BEGIN Supplied data

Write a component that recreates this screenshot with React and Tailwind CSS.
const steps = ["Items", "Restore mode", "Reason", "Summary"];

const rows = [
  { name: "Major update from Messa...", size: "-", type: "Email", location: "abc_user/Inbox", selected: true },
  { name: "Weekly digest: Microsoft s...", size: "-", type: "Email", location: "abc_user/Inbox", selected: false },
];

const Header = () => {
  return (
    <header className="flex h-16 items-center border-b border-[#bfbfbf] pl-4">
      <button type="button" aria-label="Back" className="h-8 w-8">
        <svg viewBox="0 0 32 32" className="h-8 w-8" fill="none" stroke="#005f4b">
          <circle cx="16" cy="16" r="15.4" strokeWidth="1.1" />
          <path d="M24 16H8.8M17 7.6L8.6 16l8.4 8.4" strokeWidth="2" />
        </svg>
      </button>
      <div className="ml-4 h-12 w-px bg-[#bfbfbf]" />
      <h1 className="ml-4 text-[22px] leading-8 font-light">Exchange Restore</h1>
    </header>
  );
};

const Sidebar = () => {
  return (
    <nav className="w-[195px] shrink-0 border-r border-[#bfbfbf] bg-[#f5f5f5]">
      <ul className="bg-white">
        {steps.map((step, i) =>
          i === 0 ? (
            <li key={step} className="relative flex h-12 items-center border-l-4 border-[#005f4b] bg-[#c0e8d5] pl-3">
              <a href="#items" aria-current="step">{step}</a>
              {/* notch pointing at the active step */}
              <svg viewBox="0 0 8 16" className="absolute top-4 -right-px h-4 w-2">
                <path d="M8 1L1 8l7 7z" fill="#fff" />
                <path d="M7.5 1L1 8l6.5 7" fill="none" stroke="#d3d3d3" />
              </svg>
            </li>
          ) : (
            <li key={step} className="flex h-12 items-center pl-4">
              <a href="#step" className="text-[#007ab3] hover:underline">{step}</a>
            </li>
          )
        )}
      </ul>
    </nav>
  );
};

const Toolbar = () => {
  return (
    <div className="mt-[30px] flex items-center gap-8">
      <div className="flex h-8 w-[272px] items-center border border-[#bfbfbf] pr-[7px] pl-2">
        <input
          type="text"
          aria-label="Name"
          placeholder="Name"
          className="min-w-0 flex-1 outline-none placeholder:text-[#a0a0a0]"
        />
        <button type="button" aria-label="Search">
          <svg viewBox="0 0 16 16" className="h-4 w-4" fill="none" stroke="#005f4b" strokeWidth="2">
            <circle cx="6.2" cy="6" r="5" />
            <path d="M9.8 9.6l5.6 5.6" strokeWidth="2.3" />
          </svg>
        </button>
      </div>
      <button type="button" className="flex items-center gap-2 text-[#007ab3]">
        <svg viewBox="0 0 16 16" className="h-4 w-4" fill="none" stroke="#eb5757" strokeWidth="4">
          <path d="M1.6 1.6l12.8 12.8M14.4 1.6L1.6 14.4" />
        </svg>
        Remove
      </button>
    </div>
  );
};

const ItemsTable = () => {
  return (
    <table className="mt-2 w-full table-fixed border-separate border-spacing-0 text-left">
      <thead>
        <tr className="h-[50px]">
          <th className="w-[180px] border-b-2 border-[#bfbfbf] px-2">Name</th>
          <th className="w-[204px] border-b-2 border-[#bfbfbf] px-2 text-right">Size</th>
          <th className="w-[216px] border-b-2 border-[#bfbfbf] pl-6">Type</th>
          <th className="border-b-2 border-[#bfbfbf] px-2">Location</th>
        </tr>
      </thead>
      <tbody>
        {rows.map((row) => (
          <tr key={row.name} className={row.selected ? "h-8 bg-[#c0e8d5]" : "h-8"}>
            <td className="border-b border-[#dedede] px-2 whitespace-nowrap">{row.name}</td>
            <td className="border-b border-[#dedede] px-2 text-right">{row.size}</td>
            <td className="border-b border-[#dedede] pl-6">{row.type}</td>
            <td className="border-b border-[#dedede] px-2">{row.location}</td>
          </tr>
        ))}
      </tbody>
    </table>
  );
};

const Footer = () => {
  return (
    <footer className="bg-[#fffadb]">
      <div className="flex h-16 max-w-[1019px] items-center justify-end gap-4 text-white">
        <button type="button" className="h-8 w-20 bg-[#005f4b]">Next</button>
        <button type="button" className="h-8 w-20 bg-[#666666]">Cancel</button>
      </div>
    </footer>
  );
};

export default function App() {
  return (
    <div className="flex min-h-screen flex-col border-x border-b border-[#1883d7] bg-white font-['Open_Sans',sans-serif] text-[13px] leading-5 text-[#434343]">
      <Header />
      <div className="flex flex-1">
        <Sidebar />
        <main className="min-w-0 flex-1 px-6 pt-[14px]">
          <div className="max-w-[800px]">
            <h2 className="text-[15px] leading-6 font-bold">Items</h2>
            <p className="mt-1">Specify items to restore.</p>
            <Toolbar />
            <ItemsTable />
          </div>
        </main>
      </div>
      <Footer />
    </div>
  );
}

END Supplied data

= Given request =
Reproduce the data shown above exactly.

= Full answer =
Write a component that recreates this screenshot with React and Tailwind CSS.
const steps = ["Items", "Restore mode", "Reason", "Summary"];

const rows = [
  { name: "Major update from Messa...", size: "-", type: "Email", location: "abc_user/Inbox", selected: true },
  { name: "Weekly digest: Microsoft s...", size: "-", type: "Email", location: "abc_user/Inbox", selected: false },
];

const Header = () => {
  return (
    <header className="flex h-16 items-center border-b border-[#bfbfbf] pl-4">
      <button type="button" aria-label="Back" className="h-8 w-8">
        <svg viewBox="0 0 32 32" className="h-8 w-8" fill="none" stroke="#005f4b">
          <circle cx="16" cy="16" r="15.4" strokeWidth="1.1" />
          <path d="M24 16H8.8M17 7.6L8.6 16l8.4 8.4" strokeWidth="2" />
        </svg>
      </button>
      <div className="ml-4 h-12 w-px bg-[#bfbfbf]" />
      <h1 className="ml-4 text-[22px] leading-8 font-light">Exchange Restore</h1>
    </header>
  );
};

const Sidebar = () => {
  return (
    <nav className="w-[195px] shrink-0 border-r border-[#bfbfbf] bg-[#f5f5f5]">
      <ul className="bg-white">
        {steps.map((step, i) =>
          i === 0 ? (
            <li key={step} className="relative flex h-12 items-center border-l-4 border-[#005f4b] bg-[#c0e8d5] pl-3">
              <a href="#items" aria-current="step">{step}</a>
              {/* notch pointing at the active step */}
              <svg viewBox="0 0 8 16" className="absolute top-4 -right-px h-4 w-2">
                <path d="M8 1L1 8l7 7z" fill="#fff" />
                <path d="M7.5 1L1 8l6.5 7" fill="none" stroke="#d3d3d3" />
              </svg>
            </li>
          ) : (
            <li key={step} className="flex h-12 items-center pl-4">
              <a href="#step" className="text-[#007ab3] hover:underline">{step}</a>
            </li>
          )
        )}
      </ul>
    </nav>
  );
};

const Toolbar = () => {
  return (
    <div className="mt-[30px] flex items-center gap-8">
      <div className="flex h-8 w-[272px] items-center border border-[#bfbfbf] pr-[7px] pl-2">
        <input
          type="text"
          aria-label="Name"
          placeholder="Name"
          className="min-w-0 flex-1 outline-none placeholder:text-[#a0a0a0]"
        />
        <button type="button" aria-label="Search">
          <svg viewBox="0 0 16 16" className="h-4 w-4" fill="none" stroke="#005f4b" strokeWidth="2">
            <circle cx="6.2" cy="6" r="5" />
            <path d="M9.8 9.6l5.6 5.6" strokeWidth="2.3" />
          </svg>
        </button>
      </div>
      <button type="button" className="flex items-center gap-2 text-[#007ab3]">
        <svg viewBox="0 0 16 16" className="h-4 w-4" fill="none" stroke="#eb5757" strokeWidth="4">
          <path d="M1.6 1.6l12.8 12.8M14.4 1.6L1.6 14.4" />
        </svg>
        Remove
      </button>
    </div>
  );
};

const ItemsTable = () => {
  return (
    <table className="mt-2 w-full table-fixed border-separate border-spacing-0 text-left">
      <thead>
        <tr className="h-[50px]">
          <th className="w-[180px] border-b-2 border-[#bfbfbf] px-2">Name</th>
          <th className="w-[204px] border-b-2 border-[#bfbfbf] px-2 text-right">Size</th>
          <th className="w-[216px] border-b-2 border-[#bfbfbf] pl-6">Type</th>
          <th className="border-b-2 border-[#bfbfbf] px-2">Location</th>
        </tr>
      </thead>
      <tbody>
        {rows.map((row) => (
          <tr key={row.name} className={row.selected ? "h-8 bg-[#c0e8d5]" : "h-8"}>
            <td className="border-b border-[#dedede] px-2 whitespace-nowrap">{row.name}</td>
            <td className="border-b border-[#dedede] px-2 text-right">{row.size}</td>
            <td className="border-b border-[#dedede] pl-6">{row.type}</td>
            <td className="border-b border-[#dedede] px-2">{row.location}</td>
          </tr>
        ))}
      </tbody>
    </table>
  );
};

const Footer = () => {
  return (
    <footer className="bg-[#fffadb]">
      <div className="flex h-16 max-w-[1019px] items-center justify-end gap-4 text-white">
        <button type="button" className="h-8 w-20 bg-[#005f4b]">Next</button>
        <button type="button" className="h-8 w-20 bg-[#666666]">Cancel</button>
      </div>
    </footer>
  );
};

export default function App() {
  return (
    <div className="flex min-h-screen flex-col border-x border-b border-[#1883d7] bg-white font-['Open_Sans',sans-serif] text-[13px] leading-5 text-[#434343]">
      <Header />
      <div className="flex flex-1">
        <Sidebar />
        <main className="min-w-0 flex-1 px-6 pt-[14px]">
          <div className="max-w-[800px]">
            <h2 className="text-[15px] leading-6 font-bold">Items</h2>
            <p className="mt-1">Specify items to restore.</p>
            <Toolbar />
            <ItemsTable />
          </div>
        </main>
      </div>
      <Footer />
    </div>
  );
}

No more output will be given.